In opposition the government argues that the defendants: 1) are not entitled to the discovery they seek under Fed. R.Crim.P. 16; 2) to the extent they challenge the lawfulness of the NSL process, do not have standing to challenge either the service of NSLs on third parties or responses to NSLs.[3]
I agree with the government that production of NSLs and/or information and documents obtained in response to service of NSLs is not discoverable under Rule 16 or otherwise. To the extent that the defendants seek discovery under the Jencks Act, the government has already agreed to *827 a timetable for Jencks materials. Assuming that information or documents obtained via an NSL came within the Jencks Act, that agreement moots the instant request.

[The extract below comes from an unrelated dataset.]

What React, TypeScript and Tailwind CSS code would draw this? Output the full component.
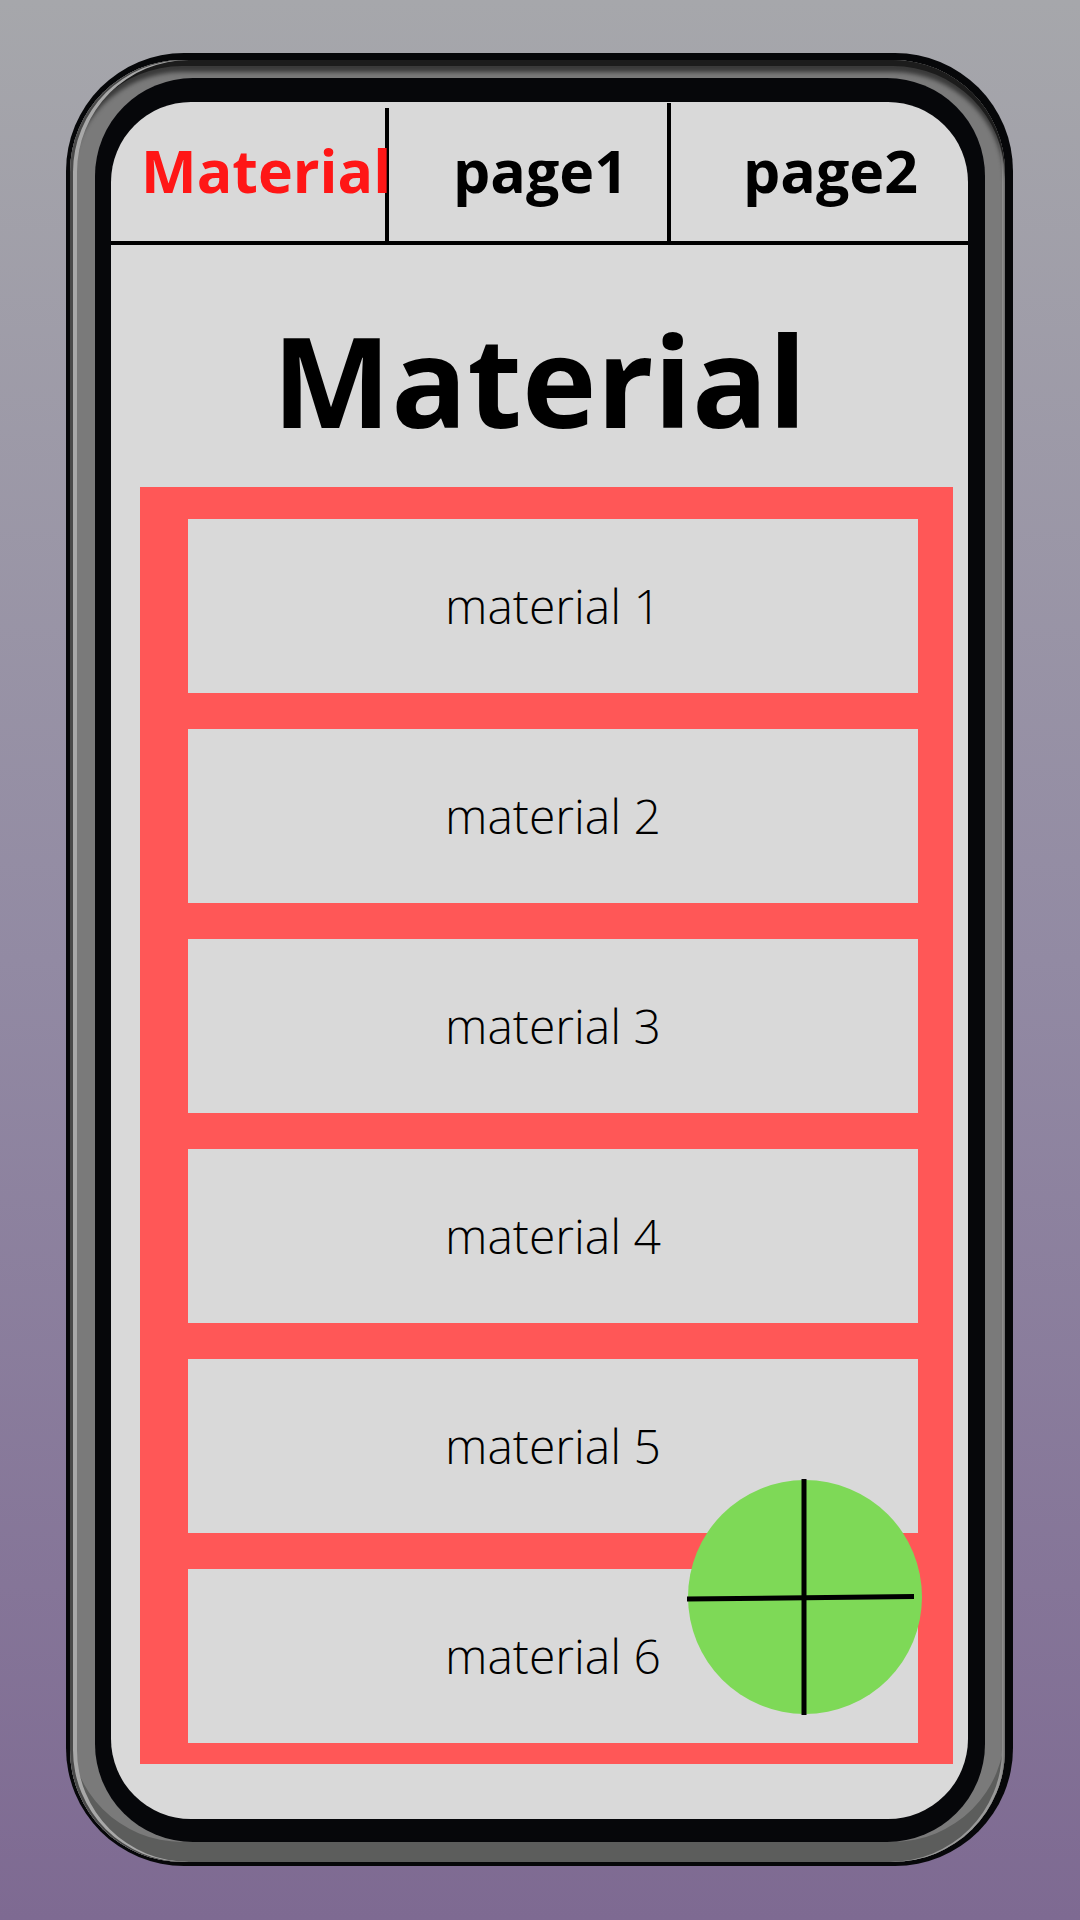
import React from 'react'

const materials = ['material 1', 'material 2', 'material 3', 'material 4', 'material 5', 'material 6']

function AddButton() {
    return (
        <svg width="236" height="236" viewBox="0 0 236 236" className="block">
            <circle cx="118" cy="118" r="117" fill="#7ed957" />
            <line x1="117" y1="0" x2="117" y2="236" stroke="#000" strokeWidth="5" />
            <line x1="0" y1="120" x2="227" y2="117.5" stroke="#000" strokeWidth="5" />
        </svg>
    )
}

export default function App() {
    return (
        <div
            className="w-[1080px] h-[1920px] overflow-hidden bg-linear-to-b from-[#a6a7ab] via-[#928aa3] to-[#7e6a92] pt-[53px] pl-[66px]"
            style={{ fontFamily: '"Open Sans", "Liberation Sans", sans-serif' }}
        >
            {/* Phone: outline -> gray rim -> black bezel -> screen */}
            <div className="w-[947px] h-[1813px] rounded-[118px] bg-[#060709] pl-[4px] pt-[7px] pr-[8px] pb-[4px]">
                <div className="w-full h-full rounded-[112px] bg-[#7a7a7a] shadow-[inset_3px_0_0_#4a4a4a,inset_7px_0_0_#a8a8a8,inset_0_6px_0_#1c1c1c,inset_0_12px_4px_#3a3a3a,inset_-3px_0_0_#9a9a9a,inset_0_-20px_0_#5c5d5c] pl-[25px] pt-[18px] pr-[20px] pb-[20px]">
                    <div className="w-full h-full rounded-[98px] bg-[#06070a] pl-[16px] pt-[24px] pr-[17px] pb-[23px]">
                        <div className="relative w-full h-full rounded-[80px] bg-[#d9d9d9] overflow-hidden flex flex-col">
                            {/* Tabs */}
                            <div className="flex h-[143px] border-b-4 border-black shrink-0">
                                <div className="w-[274px] pl-[30px] pt-[39px]">
                                    <span className="relative z-10 whitespace-nowrap text-[59px] leading-none font-bold text-[#ff1616]">
                                        Material
                                    </span>
                                </div>
                                <div className="w-[4px] mt-[6px] bg-black" />
                                <div className="w-[278px] pl-[64px] pt-[39px]">
                                    <span className="whitespace-nowrap text-[59px] leading-none font-bold text-black">
                                        page1
                                    </span>
                                </div>
                                <div className="w-[4px] mt-[1px] bg-black" />
                                <div className="flex-1 pl-[72px] pt-[39px]">
                                    <span className="whitespace-nowrap text-[59px] leading-none font-bold text-black">
                                        page2
                                    </span>
                                </div>
                            </div>

                            {/* Title */}
                            <h1 className="mt-[71px] mb-[45px] h-[126px] text-center text-[126px] leading-none font-bold text-black">
                                Material
                            </h1>

                            {/* Material list */}
                            <div className="ml-[29px] w-[813px] bg-[#ff5757] pt-[32px] pb-[21px] pl-[48px] pr-[35px] flex flex-col gap-[36px]">
                                {materials.map((m) => (
                                    <div
                                        key={m}
                                        className="h-[174px] bg-[#d9d9d9] flex items-center justify-center text-[48px] leading-none font-light text-black"
                                    >
                                        {m}
                                    </div>
                                ))}
                            </div>

                            {/* Floating add button */}
                            <div className="absolute left-[576px] top-[1377px]">
                                <AddButton />
                            </div>
                        </div>
                    </div>
                </div>
            </div>
        </div>
    )
}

It would appear likely, or at least possible, that the defendants could obtain the information that they seek directly from the entities on whom NSLs may have been served regarding their records and transactions with such entities. Presumably they know who their financial institutions, phone companies and Internet service providers, credit card companies, and, travel providers were during, the pertinent period. Contacting those entities directly may well enable them to get as much or more information than the government may have obtained through service of any NSLs. having received the NSLs. To the extent that the defendants assert a constitutional basis for their motion, it Ends its basis in the Fourth Amendment, rather than the First Amendment. The decision in Doe has no applicability to the defendants' motion.

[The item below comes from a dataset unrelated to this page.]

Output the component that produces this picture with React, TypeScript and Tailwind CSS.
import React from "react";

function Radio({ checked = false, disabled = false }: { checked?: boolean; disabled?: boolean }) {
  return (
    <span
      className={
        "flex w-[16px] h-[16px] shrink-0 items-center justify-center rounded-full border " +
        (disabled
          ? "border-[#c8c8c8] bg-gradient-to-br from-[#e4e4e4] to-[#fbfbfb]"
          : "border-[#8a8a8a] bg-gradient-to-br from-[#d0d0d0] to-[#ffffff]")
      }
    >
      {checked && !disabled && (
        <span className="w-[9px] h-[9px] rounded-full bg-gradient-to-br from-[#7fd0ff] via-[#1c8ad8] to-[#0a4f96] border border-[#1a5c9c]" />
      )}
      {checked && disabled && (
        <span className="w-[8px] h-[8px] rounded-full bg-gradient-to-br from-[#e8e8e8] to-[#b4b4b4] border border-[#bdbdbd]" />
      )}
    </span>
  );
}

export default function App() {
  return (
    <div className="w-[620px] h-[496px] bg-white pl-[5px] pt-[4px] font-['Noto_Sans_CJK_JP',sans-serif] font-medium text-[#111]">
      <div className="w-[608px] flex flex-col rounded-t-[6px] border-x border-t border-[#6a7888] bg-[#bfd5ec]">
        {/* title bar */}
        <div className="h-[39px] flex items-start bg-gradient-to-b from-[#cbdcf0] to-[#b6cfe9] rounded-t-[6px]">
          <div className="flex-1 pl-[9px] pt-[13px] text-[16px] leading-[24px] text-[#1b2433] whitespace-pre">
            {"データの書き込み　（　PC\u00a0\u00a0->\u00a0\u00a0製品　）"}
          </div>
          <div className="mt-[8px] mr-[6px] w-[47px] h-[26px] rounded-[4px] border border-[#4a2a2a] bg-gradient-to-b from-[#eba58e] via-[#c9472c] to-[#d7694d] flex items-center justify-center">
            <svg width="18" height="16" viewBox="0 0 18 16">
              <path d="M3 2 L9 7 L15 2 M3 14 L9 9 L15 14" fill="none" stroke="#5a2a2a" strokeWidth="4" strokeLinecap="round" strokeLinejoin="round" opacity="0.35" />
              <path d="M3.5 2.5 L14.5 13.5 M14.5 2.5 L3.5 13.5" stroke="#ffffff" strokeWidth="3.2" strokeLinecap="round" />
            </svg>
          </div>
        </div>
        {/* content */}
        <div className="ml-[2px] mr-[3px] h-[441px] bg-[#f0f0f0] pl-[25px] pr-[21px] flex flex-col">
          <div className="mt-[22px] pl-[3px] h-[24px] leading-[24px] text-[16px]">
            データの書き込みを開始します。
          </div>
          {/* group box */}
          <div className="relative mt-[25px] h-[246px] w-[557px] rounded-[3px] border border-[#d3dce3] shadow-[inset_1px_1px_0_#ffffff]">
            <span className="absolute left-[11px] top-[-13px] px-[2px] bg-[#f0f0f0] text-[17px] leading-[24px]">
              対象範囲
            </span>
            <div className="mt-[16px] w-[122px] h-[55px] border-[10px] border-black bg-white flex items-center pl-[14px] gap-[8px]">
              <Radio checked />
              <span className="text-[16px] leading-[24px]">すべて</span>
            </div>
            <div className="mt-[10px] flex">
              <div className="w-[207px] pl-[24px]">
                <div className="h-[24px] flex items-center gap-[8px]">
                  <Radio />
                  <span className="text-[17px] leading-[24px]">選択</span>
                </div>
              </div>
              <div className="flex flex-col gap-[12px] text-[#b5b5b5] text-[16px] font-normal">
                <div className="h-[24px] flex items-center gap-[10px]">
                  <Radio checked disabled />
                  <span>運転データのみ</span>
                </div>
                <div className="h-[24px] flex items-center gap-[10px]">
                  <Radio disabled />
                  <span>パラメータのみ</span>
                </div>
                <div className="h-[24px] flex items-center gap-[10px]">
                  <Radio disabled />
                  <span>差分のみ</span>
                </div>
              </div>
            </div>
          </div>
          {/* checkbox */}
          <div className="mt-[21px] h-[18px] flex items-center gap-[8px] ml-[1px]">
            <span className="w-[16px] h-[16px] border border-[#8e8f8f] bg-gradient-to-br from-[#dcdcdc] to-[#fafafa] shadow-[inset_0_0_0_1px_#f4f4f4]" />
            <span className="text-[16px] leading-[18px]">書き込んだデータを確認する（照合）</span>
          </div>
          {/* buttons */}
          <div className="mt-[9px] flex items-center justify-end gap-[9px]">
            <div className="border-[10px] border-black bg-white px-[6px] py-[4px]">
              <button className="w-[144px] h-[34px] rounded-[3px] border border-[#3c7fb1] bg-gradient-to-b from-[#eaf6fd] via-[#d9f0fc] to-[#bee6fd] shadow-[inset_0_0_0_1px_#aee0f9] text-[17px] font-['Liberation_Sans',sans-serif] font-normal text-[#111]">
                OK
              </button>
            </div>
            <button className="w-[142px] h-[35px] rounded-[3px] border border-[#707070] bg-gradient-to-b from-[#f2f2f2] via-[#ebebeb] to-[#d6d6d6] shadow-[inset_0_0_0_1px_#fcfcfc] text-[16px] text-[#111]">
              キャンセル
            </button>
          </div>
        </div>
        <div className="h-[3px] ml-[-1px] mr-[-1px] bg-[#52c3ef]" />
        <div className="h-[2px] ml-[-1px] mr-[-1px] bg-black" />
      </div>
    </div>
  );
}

Questions about the defendants' standing to challenge issuance or compliance with NSLs appears to be moot, as the defendants are not seeking, at least not in their instant motion, to suppress any NSL-derived information or documents. Though they cite Warshak v. U.S., 490 F.3d 455 (6th Cir.2007), in response to the government's [now moot] challenge to standing, that decision, even if pertinent to what's now at issue before me, has been vacated.

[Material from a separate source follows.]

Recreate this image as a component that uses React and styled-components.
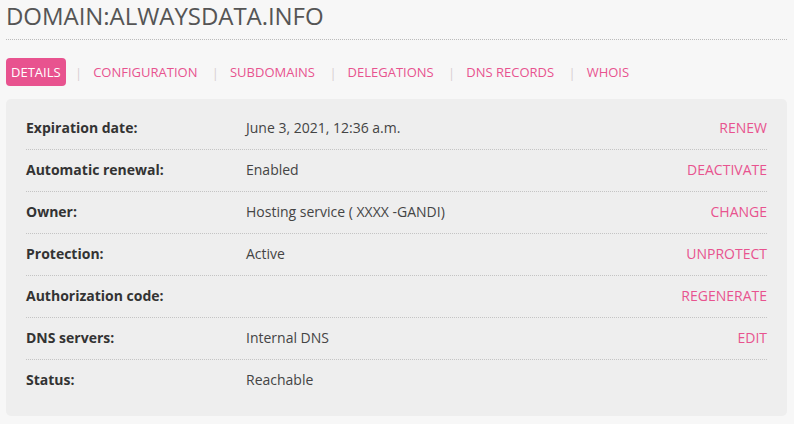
import React from "react";
import styled, { createGlobalStyle } from "styled-components";

const Global = createGlobalStyle`
  html, body { margin: 0; padding: 0; background: #f7f7f7; }
  body { font-family: "Open Sans", "Liberation Sans", sans-serif; color: #444; }
`;

const Page = styled.div`
  padding: 0 7px 0 6px;
`;

const Title = styled.h1`
  margin: 0;
  padding-top: 1px;
  font-size: 24px;
  line-height: 30px;
  font-weight: 400;
  color: #555;
  letter-spacing: -0.05px;
  padding-bottom: 8px;
  border-bottom: 1px dotted #bbb;
`;

const Tabs = styled.nav`
  display: flex;
  align-items: center;
  margin-top: 18px;
  height: 28px;
`;

const Tab = styled.a`
  display: block;
  padding: 1px 5px 0;
  height: 27px;
  line-height: 27px;
  font-size: 13px;
  text-transform: uppercase;
  border-radius: 4px;
  text-decoration: none;
  color: ${p => (p.$active ? "#fff" : "#e8538f")};
  background: ${p => (p.$active ? "#e8538f" : "transparent")};
`;

const Sep = styled.span`
  color: #d8cfd2;
  font-size: 13px;
  margin: 1px 6px 0 9.4px;
`;

const Panel = styled.section`
  margin-top: 13px;
  background: #eeeeee;
  border-radius: 5px;
  padding: 9px 20px 15px;
`;

const Row = styled.div`
  display: grid;
  grid-template-columns: 220px 1fr auto;
  align-items: center;
  padding: 10px 0 11px;
  line-height: 20px;
  font-size: 14px;
  border-bottom: 1px dotted #c4c4c4;
  &:last-child { border-bottom: none; }
`;

const Label = styled.div`
  font-weight: 700;
  color: #333;
`;

const Value = styled.div`
  color: #444;
`;

const Action = styled.a`
  color: #e8538f;
  text-transform: uppercase;
  text-decoration: none;
  text-align: right;
`;

const tabs = ["Details", "Configuration", "Subdomains", "Delegations", "DNS records", "Whois"];

const rows = [
  ["Expiration date:", "June 3, 2021, 12:36 a.m.", "Renew"],
  ["Automatic renewal:", "Enabled", "Deactivate"],
  ["Owner:", "Hosting service ( XXXX -GANDI)", "Change"],
  ["Protection:", "Active", "Unprotect"],
  ["Authorization code:", "", "Regenerate"],
  ["DNS servers:", "Internal DNS", "Edit"],
  ["Status:", "Reachable", ""],
];

export default function App() {
  return (
    <Page>
      <Global />
      <Title>DOMAIN:ALWAYSDATA.INFO</Title>
      <Tabs>
        {tabs.map((t, i) => (
          <React.Fragment key={t}>
            {i > 0 && <Sep>|</Sep>}
            <Tab $active={i === 0}>{t}</Tab>
          </React.Fragment>
        ))}
      </Tabs>
      <Panel>
        {rows.map(([l, v, a]) => (
          <Row key={l}>
            <Label>{l}</Label>
            <Value>{v}</Value>
            <Action>{a}</Action>
          </Row>
        ))}
      </Panel>
    </Page>
  );
}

In light of the foregoing, it is,
ORDERED THAT, with regard to ¶¶ 3(n), (o), and (p) of the defendants' motion to compel production [Doc. 313]:
1. The names `of witnesses whom the government intends not to call need not be disclosed, except as required by the Brady doctrine;
2. The government shall disclose the names of unindicted coconspirators whose statements it intends to offer in lieu of live testimony by said individuals in accordance with this court's orders relating to production of its witness list and Jencks materials; motion as to materials relating to unindicted coconspirators otherwise overruled; and
3. Motion for disclosure of National Security Letters denied.
So ordered.
NOTES
[1] The decision in Barrentine predated the creation of the Eleventh Circuit. Courts in the Eleventh Circuit have rejected the Fifth Circuit's acceptance in Barrentine of a bill of particulars as a means of obtaining the identity of unindicted coconspirators. See U.S. v. Scrushy, 2004 WL 483264, *8 (N.D.Ala. March 3, 2004) ("A defendant who desires a list of government witnesses or `unindicted co-conspirators' could thus by-pass the Rule 16(b) restriction on discovery by asking for and, receiving a `bill of particulars' pursuant to Fed.R.Crim.P. 7(f), which simply provides that `[t]he court may direct the filing of a bill of particulars.' because a defendant has no right to obtain a list of witnesses by simply calling his request a `bill of particulars,' see United States v. Pena, 542 F.2d 292, 294 (5th Cir.1976), we decline to apply a mechanical rule whereby a bill of particulars is automatically accorded the status of a supplement to an indictment.").
[2] Several statutes provide authority to issue NSLs. See Right to Financial Privacy Act, 12 U.S.C. § 3414(a)(5) (for financial institution customer records); Fair Credit Reporting Act, 15 U.S.C. § 1681u (for financial institution identities and consumer identifying records), § 1681v (for full credit reports in international terrorism investigations); Electronic Communications Privacy Act, 18 U.S.C. § 2709 (for billing and transactional communication service provider records); National Security Act, 50 U.S.C. § 436 (for financial, consumer, and travel records for certain government employees who have access to classified information). For purposes of this opinion, I assume that the government served NSLs under one or more of these provisions, received information about one or more of the defendants in return, used that information, or derivative information, in its investigation and before the grand jury, and will continue to use such information, or derivative information in its prosecution of the defendants.
[3] The government forthrightly and properly calls my attention to Doe v. Gonzales, 500 F. Supp. 2d 379 (S.D.N.Y.2007). In that case, the court held that the provisions of 18 U.S.C. § 2709 relating to nondisclosure by recipients of NSLs violated the First Amendment and could not be severed from the rest of that section. This case differs from that case, in that, inter alia, plaintiffs were the recipients of NSLs, complaining about their inability to tell anyone about having received the NSLs. To the extent that the defendants assert a constitutional basis for their motion, it finds basis in the Fourth Amendment, rather than the First Amendment. The decision in Doe has no applicability to the defendant's motion.